Masalah Penangkatan Anak

Substansi dari ketentuan-ketentuan pasal di atas, merujuk pengangkatan anak merupakan peralihan dari lingkungan kekuasan keluarga orang tua atau wali yang sah  kepada pihak lain yang secara sah sudah dinyatakan oleh hukum. Dengan demikian, selanjutnya tanggung jawab, perawatan, pendidikan, dan membesarkan merupakan hak dan kewajiban oleh orang tua asuh atau orang angkat.

Namun, pengangkatan anak bisa jadi selalu dalam posisi tidak normal. Ketidaknormalan ini bersinggungan langsung dengan ketidakmampuan orang tua mengasuh, mendidik, merawat, dan bertanggung jawab. Orang tua yang tidak mampu berarti orang tua yang sedang menyembunyikan aib atau karena malu dari pergaulan sosial.

Kesalahan-kesalahan mereka ini yang mengakibatkan, pertama, penelantaran yang sebenarnya masih memerlukan perawatan.

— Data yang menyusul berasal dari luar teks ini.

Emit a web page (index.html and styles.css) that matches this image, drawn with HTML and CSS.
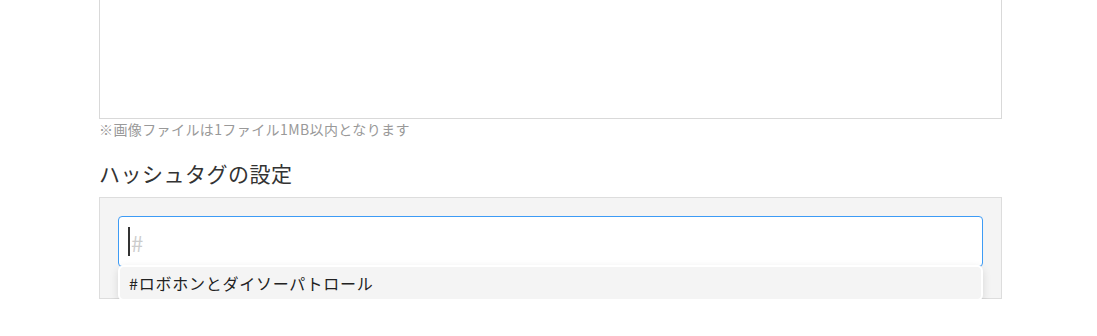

Kedua, pengubahan asal usul anak dalam kaitan akta kelahiran. Ketiga, memberikan keterangan yang tidak benar di hadapan masyarakat dan lembaga negara.

Risiko hukum yang mengikuti tindakan-tindakan tersebut, disebutkan dalam pada pasal 76A dan 77 ayat 2 Undang-Undang No. 35 tahun 2014 tentang  Perlindungan Anak.

Pasal 76A:

Setiap orang dilarang: a. memperlakukan Anak secara diskriminatif yang mengakibatkan Anak mengalami kerugian, baik materiil maupun moril sehingga menghambat fungsi sosialnya; atau b. memperlakukan Anak Penyandang Disabilitas secara diskriminatif.”

Pasal 77 Ayat 2:

Setiap Orang yang melanggar ketentuan sebagaimana dimaksud dalam Pasal 76A dipidana dengan pidana penjara paling lama 5 (lima) tahun dan atau denda paling banyak Rp100.000.000,00 (seratus juta rupiah).

Risiko-risiko berdasarkan ketentuan-ketentuan pasal di atas, bersifat mengikat. Artinya, argumentasi-argumentasi rasional hanya mungkin bisa dilakukan sejauh tidak ada pelanggaran HAM dan  mempertahankan tanggung jawab sebagai orang dan wajib memenuhi hak-hak si anak.